1844 Salta earthquake
- Local date: 18 October 1844
- Local time: 23:00 UTC
- Magnitude: 6.5 M_{s}
- Epicenter: 24°48′S 64°42′W﻿ / ﻿24.80°S 64.7°W
- Areas affected: Salta, Argentina
- Max. intensity: MMI VII (Very strong)
- Casualties: unknown

= 1844 Salta earthquake =

Earthquake

The 1844 Salta earthquake took place in the Province of Salta, in the Republic of Argentina, on 18 October at 23:00 UTC. Reports estimated a magnitude of 6.5 , and a hypocentral depth of 30 km.

==Damage and casualties==
The Province of Salta is an area of high seismic activity. The last major earthquake to have affected the area prior to the October 1844 event was in 1692. The destructive force of the 1844 Salta earthquake was measured at VII on the Mercalli intensity scale, impacting several villages and the capital city. Despite the damage, no loss of life was reported. The shockwaves were also experienced in Jujuy, Tucumán, and Santiago del Estero. Several aftershocks were felt after the initial tremor, creating new channels through which water flowed until October 26th. The final aftershock was felt the next day.

==Aftermath==
During the quake, the villagers rushed to the main square, then towards the Cathedral, moving the statues of Christ and the Virgen del Milagro to the plaza. There, they prostrated before the images and prayed.

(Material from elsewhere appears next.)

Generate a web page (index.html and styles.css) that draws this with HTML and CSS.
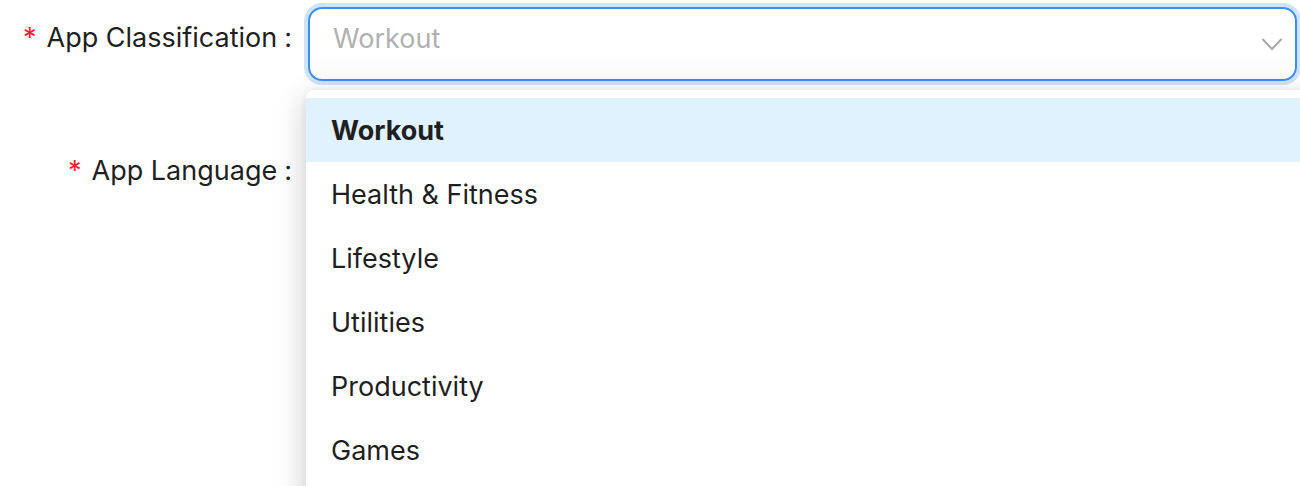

Although the Fiesta del Milagro has its origins in the 1692 Salta earthquake, in which the images of Christ and the Virgen del Milagro were said to have saved the city from the earthquakes, it was not until 1845, a year following the 1844 earthquake, that ecclesiastical authorities along with the Government of the Province, signed the so-called Pact of Allegiance (Pacta de Fidelidad). In this pact, the village agreed to officiate the acts of the Fiesta de Milagro (Feast of the Miracle), with novena and processions on 15th September each year. The primitive "Fiestas del Milagro" in Salta was filled with celebration and excess, but it was from 1935, after the severe restrictions imposed by Archbishop Tavella, that these "excesses" were banned and the feast took on the character of penance and atonement.